=== Extracted information ===
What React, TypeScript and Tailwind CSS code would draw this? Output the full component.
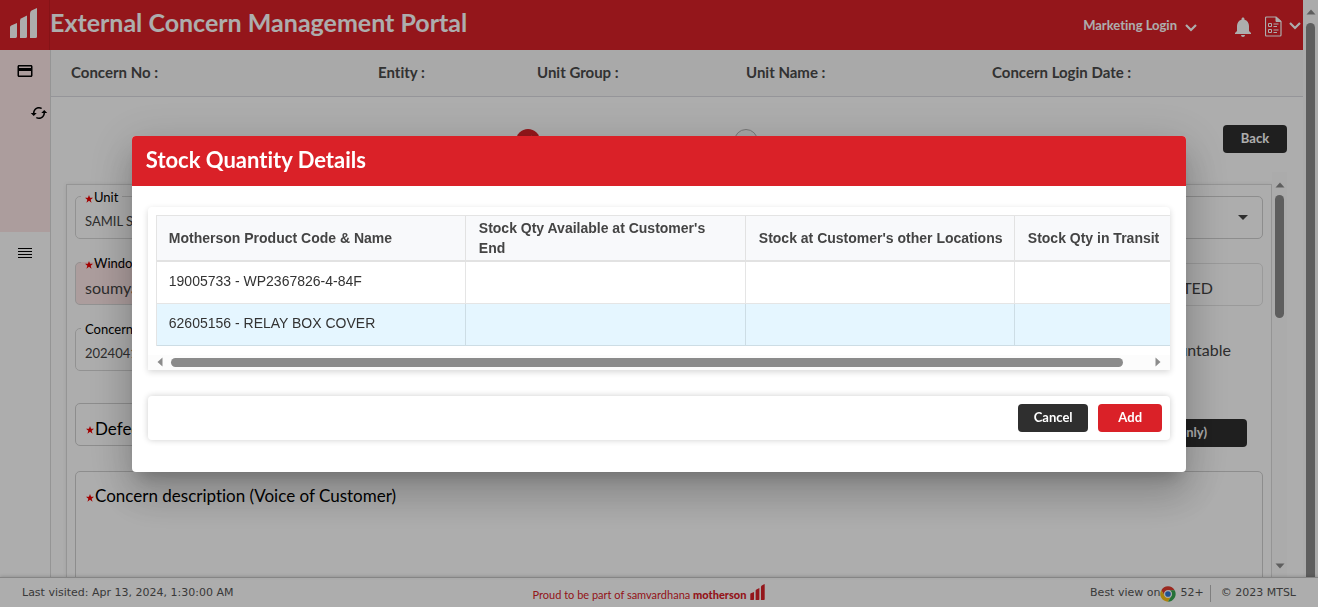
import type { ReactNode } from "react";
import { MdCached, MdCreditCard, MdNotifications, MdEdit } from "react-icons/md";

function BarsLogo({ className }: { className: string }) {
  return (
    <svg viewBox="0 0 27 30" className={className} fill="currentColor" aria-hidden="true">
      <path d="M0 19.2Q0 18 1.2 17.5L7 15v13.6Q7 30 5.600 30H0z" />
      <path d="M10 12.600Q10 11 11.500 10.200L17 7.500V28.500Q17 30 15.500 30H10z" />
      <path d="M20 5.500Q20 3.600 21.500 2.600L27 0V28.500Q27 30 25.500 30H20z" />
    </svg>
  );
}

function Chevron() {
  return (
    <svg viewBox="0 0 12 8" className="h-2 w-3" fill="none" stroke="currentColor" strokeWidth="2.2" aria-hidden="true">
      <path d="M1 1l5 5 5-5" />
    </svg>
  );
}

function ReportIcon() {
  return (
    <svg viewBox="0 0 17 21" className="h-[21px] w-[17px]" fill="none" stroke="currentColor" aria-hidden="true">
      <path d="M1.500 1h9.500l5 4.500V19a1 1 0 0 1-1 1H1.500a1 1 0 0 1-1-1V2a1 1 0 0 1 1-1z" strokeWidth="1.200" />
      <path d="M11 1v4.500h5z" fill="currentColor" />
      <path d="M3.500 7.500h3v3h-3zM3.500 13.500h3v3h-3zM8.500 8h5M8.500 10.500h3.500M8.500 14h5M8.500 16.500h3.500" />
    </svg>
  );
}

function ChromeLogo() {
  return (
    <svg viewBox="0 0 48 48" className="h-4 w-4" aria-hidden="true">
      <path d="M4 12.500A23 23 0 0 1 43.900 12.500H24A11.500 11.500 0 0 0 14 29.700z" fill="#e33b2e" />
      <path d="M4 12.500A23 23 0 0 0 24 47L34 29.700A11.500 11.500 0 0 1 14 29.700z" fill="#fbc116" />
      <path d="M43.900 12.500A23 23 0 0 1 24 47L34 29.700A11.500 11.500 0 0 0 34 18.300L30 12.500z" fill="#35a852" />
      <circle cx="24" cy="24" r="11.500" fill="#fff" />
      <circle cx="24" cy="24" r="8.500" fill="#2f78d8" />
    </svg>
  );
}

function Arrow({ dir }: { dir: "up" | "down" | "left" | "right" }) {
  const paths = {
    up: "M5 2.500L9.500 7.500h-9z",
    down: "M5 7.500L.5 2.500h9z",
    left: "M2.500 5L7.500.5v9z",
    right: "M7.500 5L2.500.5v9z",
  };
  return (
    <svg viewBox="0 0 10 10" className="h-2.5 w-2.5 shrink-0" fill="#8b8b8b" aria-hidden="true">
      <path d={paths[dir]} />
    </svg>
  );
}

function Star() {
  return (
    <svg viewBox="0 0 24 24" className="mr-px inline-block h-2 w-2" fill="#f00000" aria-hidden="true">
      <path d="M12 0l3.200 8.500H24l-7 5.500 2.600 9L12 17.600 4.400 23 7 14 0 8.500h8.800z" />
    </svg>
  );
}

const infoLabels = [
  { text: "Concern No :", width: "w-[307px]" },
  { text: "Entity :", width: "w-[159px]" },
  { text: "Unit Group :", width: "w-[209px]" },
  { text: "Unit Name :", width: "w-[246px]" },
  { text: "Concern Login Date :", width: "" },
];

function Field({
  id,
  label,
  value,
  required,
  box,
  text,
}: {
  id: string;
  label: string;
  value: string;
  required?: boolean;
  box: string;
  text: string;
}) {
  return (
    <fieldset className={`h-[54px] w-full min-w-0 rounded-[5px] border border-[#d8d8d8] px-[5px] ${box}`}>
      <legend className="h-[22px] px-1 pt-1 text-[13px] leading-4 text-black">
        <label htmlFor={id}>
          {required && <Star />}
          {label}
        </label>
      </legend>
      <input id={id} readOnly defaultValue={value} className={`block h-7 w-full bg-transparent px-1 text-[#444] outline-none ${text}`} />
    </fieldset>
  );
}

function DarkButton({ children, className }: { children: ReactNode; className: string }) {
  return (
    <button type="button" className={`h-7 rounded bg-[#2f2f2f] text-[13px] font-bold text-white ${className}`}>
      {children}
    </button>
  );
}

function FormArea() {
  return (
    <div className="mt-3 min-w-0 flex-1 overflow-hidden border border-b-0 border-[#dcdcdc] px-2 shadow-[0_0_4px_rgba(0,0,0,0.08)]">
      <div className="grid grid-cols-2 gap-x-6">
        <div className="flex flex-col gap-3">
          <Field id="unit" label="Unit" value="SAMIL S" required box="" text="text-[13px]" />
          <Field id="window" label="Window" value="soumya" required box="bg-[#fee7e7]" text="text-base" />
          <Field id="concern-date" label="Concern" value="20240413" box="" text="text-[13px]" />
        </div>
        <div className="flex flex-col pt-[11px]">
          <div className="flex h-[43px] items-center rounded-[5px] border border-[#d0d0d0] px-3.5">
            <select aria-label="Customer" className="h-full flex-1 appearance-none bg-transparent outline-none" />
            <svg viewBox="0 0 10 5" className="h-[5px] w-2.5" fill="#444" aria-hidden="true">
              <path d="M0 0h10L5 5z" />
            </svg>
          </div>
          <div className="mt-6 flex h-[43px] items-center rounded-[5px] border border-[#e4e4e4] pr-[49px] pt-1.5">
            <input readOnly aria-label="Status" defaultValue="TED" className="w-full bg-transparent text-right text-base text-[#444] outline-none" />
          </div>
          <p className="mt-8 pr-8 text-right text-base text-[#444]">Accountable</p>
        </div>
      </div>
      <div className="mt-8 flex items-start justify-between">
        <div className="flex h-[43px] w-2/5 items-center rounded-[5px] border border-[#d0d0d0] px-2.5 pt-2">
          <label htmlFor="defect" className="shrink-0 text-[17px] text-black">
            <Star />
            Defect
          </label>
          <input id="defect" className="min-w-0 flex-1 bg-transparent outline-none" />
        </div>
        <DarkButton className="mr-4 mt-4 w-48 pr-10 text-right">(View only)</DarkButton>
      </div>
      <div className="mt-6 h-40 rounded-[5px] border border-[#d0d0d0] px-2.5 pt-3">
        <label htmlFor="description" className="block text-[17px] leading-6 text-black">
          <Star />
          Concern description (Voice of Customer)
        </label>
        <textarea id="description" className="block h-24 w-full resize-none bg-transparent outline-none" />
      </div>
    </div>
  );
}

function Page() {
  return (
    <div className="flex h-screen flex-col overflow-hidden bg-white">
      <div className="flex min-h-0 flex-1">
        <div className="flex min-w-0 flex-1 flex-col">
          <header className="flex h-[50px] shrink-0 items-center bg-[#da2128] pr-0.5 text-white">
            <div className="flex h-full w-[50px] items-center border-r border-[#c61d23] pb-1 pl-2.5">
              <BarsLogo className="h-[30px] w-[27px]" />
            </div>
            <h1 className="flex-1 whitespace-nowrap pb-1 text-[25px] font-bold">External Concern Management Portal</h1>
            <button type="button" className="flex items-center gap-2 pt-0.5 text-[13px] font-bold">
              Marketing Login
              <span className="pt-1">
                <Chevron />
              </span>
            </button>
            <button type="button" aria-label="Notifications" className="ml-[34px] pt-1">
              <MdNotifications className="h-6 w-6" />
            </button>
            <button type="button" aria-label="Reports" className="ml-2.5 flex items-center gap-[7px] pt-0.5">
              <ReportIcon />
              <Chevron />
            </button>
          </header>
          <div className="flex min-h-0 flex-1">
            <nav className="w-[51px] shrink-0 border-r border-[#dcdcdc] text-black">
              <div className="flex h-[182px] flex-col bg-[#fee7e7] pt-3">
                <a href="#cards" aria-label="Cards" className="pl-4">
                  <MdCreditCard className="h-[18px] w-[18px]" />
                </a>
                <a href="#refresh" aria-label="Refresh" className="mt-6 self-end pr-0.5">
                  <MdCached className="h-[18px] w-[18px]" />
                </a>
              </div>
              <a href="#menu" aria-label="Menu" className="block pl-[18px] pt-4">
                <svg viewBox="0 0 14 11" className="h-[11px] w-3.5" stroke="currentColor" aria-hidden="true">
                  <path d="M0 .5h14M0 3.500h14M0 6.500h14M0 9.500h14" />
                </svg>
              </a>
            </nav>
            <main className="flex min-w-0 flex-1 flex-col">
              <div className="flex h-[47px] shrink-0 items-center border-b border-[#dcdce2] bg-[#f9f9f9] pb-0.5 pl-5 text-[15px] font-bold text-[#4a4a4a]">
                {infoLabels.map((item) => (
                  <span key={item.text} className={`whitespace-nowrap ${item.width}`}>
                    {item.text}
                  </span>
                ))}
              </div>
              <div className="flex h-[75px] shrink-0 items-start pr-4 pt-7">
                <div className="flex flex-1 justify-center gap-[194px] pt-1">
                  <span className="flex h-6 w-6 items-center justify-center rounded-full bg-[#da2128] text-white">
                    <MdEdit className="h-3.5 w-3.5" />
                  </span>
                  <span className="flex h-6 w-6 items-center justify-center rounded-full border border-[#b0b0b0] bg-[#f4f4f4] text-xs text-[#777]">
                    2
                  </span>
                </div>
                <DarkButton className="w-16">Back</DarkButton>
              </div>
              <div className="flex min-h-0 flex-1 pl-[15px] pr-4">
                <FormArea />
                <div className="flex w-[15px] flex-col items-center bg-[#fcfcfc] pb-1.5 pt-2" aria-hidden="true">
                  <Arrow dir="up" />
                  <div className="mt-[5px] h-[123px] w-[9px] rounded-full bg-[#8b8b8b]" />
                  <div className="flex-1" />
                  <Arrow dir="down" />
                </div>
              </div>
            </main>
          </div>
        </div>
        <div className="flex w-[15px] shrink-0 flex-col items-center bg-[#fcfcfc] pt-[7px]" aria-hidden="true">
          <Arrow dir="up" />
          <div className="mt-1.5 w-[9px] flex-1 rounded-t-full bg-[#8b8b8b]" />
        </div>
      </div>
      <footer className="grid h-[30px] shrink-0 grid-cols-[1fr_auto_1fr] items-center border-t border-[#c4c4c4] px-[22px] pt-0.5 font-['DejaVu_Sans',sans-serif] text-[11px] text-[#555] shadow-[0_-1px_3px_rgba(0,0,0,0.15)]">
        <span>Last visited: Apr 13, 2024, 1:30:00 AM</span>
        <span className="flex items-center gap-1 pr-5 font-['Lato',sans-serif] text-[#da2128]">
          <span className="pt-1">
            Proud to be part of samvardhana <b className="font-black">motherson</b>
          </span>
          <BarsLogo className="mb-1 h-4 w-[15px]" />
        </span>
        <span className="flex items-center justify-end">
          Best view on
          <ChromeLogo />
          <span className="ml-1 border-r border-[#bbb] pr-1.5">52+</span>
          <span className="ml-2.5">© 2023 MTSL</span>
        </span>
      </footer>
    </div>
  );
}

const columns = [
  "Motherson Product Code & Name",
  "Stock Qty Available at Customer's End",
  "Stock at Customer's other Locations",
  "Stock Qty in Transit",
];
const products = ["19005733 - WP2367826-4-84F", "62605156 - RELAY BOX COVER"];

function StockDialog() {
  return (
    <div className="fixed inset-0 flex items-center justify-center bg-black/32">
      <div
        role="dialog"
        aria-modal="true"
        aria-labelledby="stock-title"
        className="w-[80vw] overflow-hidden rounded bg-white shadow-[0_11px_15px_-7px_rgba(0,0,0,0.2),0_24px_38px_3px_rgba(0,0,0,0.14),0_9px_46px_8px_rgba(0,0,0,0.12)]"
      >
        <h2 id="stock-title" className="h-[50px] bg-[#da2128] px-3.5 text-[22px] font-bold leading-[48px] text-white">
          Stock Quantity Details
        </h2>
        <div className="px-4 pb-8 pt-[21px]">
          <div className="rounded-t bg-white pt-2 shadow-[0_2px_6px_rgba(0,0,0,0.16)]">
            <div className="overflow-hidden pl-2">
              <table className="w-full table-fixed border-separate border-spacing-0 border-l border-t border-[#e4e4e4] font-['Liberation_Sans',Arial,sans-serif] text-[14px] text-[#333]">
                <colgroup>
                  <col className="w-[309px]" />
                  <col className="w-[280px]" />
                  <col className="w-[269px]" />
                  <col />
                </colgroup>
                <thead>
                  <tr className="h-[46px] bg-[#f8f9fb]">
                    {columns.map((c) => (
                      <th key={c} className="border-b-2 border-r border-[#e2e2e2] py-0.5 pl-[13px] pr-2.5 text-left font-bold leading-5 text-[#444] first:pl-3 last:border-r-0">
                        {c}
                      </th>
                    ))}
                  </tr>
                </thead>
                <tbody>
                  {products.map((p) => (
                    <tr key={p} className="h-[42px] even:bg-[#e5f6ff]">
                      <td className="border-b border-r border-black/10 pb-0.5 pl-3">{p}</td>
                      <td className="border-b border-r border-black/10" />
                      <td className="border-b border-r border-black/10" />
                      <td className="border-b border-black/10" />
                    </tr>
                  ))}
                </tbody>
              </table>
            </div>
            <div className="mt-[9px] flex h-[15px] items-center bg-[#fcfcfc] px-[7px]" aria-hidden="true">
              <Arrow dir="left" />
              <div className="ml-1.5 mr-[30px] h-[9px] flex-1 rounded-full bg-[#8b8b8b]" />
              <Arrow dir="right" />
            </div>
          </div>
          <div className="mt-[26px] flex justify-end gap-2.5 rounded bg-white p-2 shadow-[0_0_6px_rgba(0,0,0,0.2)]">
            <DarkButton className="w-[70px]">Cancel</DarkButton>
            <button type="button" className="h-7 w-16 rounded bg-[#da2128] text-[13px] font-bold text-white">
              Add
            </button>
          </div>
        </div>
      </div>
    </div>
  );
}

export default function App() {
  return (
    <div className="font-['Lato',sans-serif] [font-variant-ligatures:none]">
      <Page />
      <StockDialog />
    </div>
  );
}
==
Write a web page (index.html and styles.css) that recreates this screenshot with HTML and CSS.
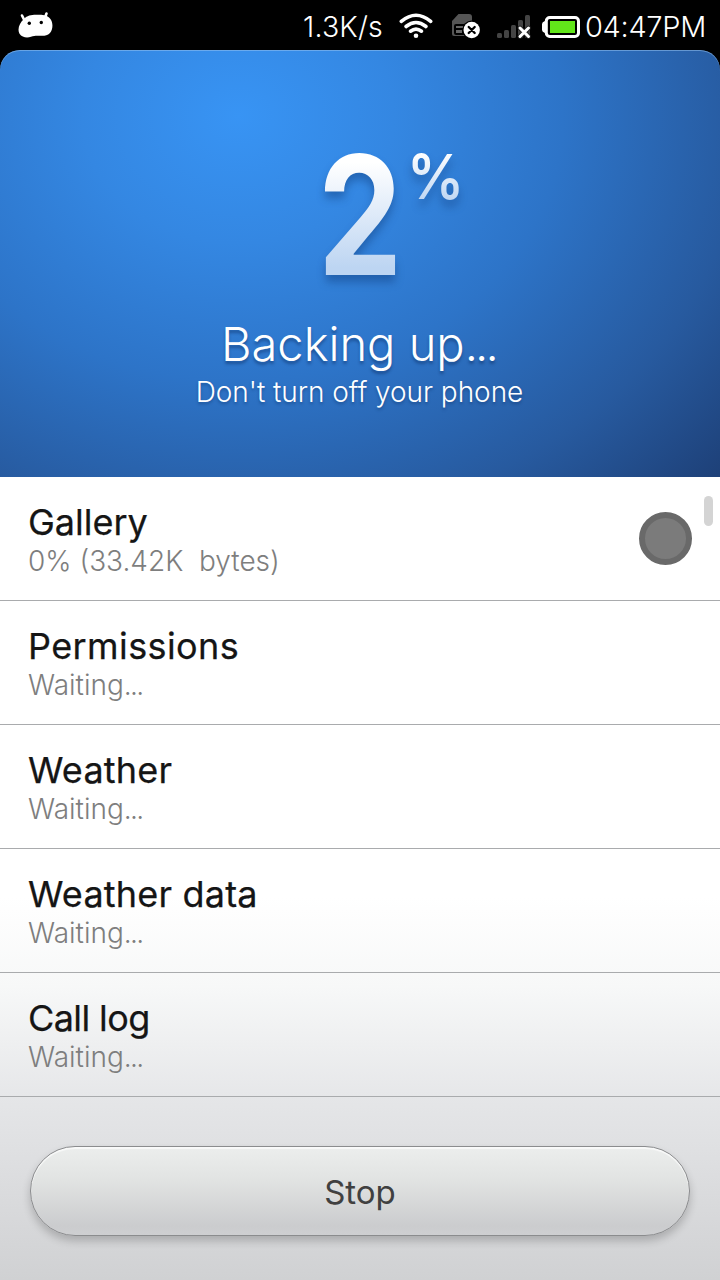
---
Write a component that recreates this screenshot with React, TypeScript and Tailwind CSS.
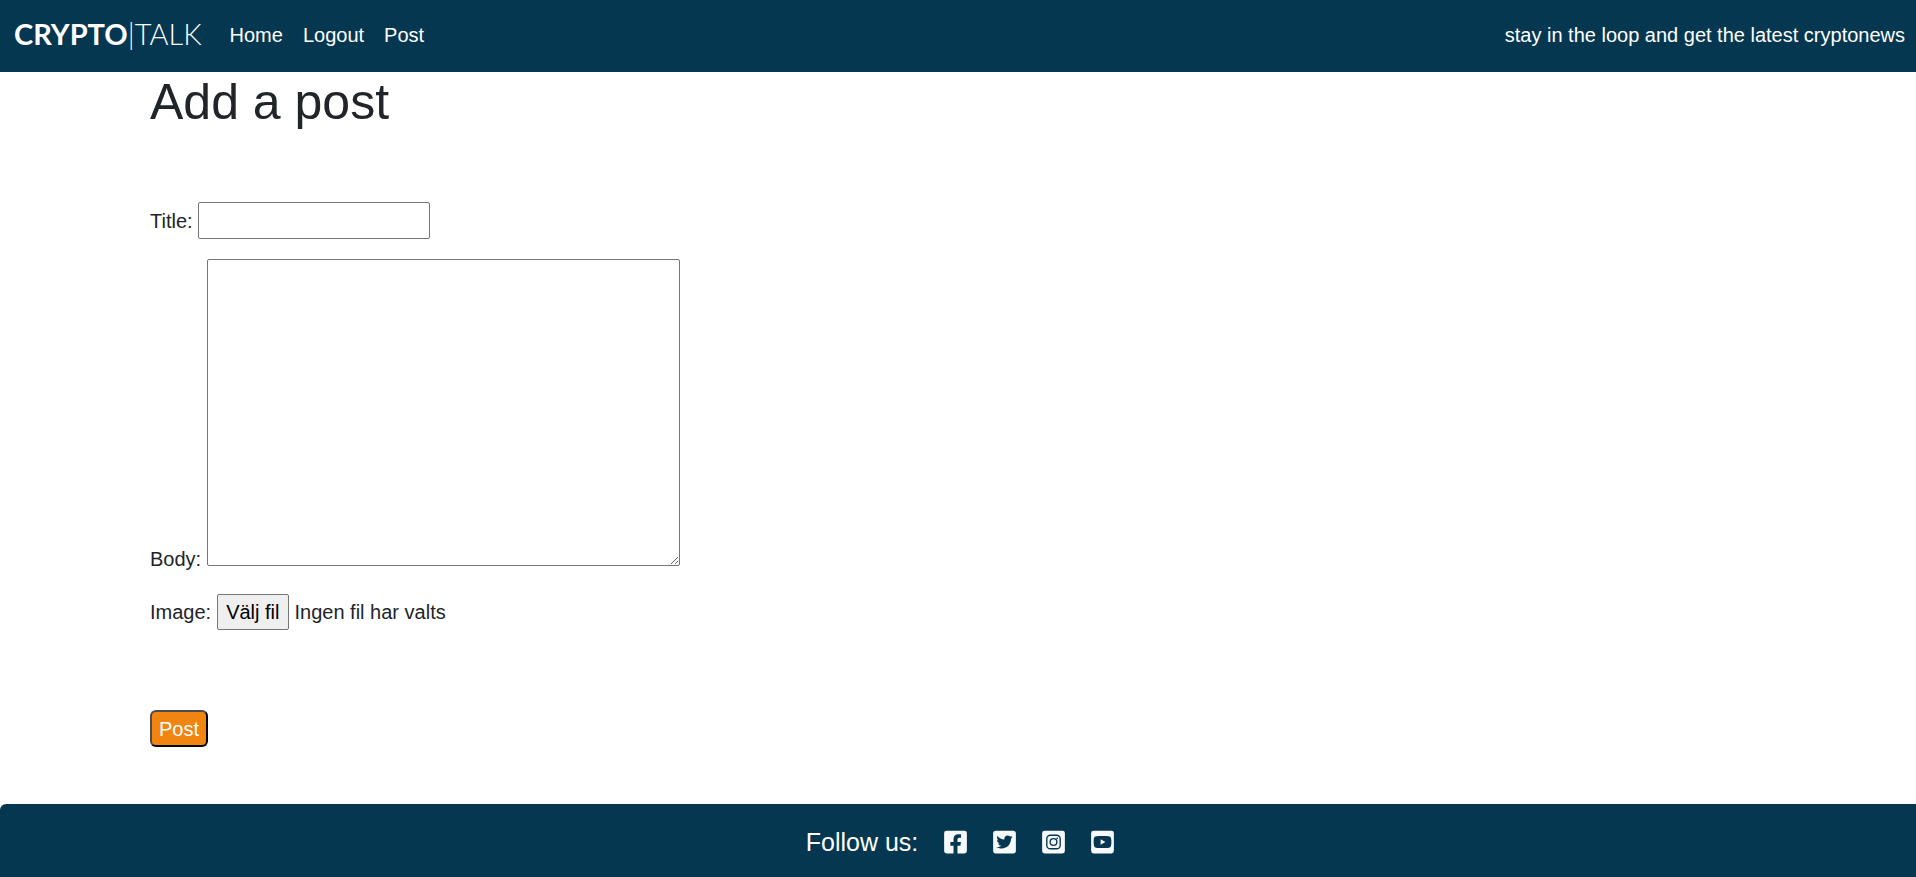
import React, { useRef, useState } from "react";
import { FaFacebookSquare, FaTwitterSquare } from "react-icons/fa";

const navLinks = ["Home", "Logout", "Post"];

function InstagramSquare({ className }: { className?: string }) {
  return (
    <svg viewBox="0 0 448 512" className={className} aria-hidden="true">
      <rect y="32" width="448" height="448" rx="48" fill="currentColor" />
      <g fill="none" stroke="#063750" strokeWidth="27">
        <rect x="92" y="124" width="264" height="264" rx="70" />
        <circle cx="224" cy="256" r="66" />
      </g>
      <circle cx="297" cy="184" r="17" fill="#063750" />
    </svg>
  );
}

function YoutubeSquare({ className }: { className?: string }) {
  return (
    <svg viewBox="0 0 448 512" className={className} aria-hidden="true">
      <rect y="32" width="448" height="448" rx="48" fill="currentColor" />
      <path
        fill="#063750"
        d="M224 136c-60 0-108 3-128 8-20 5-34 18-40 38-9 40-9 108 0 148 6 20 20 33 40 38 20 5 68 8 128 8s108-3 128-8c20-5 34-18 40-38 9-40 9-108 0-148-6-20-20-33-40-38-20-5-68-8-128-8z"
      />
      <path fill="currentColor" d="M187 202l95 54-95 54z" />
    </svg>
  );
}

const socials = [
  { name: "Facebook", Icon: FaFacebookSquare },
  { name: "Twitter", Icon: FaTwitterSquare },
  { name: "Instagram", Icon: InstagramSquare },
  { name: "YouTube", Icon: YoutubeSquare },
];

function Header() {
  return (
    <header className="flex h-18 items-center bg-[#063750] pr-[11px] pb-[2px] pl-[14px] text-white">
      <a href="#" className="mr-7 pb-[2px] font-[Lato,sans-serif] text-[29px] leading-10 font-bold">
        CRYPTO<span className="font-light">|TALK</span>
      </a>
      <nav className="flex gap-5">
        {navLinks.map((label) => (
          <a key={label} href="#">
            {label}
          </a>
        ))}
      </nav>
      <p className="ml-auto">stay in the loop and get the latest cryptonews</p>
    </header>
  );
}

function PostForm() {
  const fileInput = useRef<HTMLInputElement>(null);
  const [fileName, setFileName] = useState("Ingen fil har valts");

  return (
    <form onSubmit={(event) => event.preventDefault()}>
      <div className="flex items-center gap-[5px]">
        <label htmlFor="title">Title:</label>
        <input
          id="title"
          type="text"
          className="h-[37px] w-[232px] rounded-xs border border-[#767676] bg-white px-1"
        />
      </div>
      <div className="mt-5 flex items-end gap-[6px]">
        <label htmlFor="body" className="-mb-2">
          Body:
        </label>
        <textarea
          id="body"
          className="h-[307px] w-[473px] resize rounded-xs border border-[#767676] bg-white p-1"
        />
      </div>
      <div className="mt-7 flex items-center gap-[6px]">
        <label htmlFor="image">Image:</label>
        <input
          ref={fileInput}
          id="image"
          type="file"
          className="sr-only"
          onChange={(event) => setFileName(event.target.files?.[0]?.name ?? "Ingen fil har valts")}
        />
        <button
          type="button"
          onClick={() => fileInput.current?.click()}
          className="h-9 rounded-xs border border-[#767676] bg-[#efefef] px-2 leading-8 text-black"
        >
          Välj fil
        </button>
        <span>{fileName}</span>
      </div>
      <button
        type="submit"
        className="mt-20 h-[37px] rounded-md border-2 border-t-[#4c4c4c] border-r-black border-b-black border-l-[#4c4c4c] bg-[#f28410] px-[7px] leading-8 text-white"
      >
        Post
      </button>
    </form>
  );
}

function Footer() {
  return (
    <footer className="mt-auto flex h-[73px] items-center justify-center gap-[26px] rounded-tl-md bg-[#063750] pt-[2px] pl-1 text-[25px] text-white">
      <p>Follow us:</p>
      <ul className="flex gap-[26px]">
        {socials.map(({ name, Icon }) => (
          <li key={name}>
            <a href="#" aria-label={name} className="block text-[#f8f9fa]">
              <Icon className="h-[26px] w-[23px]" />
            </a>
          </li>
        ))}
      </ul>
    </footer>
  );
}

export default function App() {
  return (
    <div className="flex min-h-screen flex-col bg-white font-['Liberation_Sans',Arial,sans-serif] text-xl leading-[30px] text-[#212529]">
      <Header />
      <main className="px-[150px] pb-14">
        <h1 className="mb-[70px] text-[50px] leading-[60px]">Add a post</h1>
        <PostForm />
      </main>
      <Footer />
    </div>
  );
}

=== Objective ===
Leave out every picture, then retype exactly the lines from the one containing "What React, TypeScript" through the one containing "MdCreditCard, MdNotifications, MdEdit".

=== Written reply ===
What React, TypeScript and Tailwind CSS code would draw this? Output the full component.
import type { ReactNode } from "react";
import { MdCached, MdCreditCard, MdNotifications, MdEdit } from "react-icons/md";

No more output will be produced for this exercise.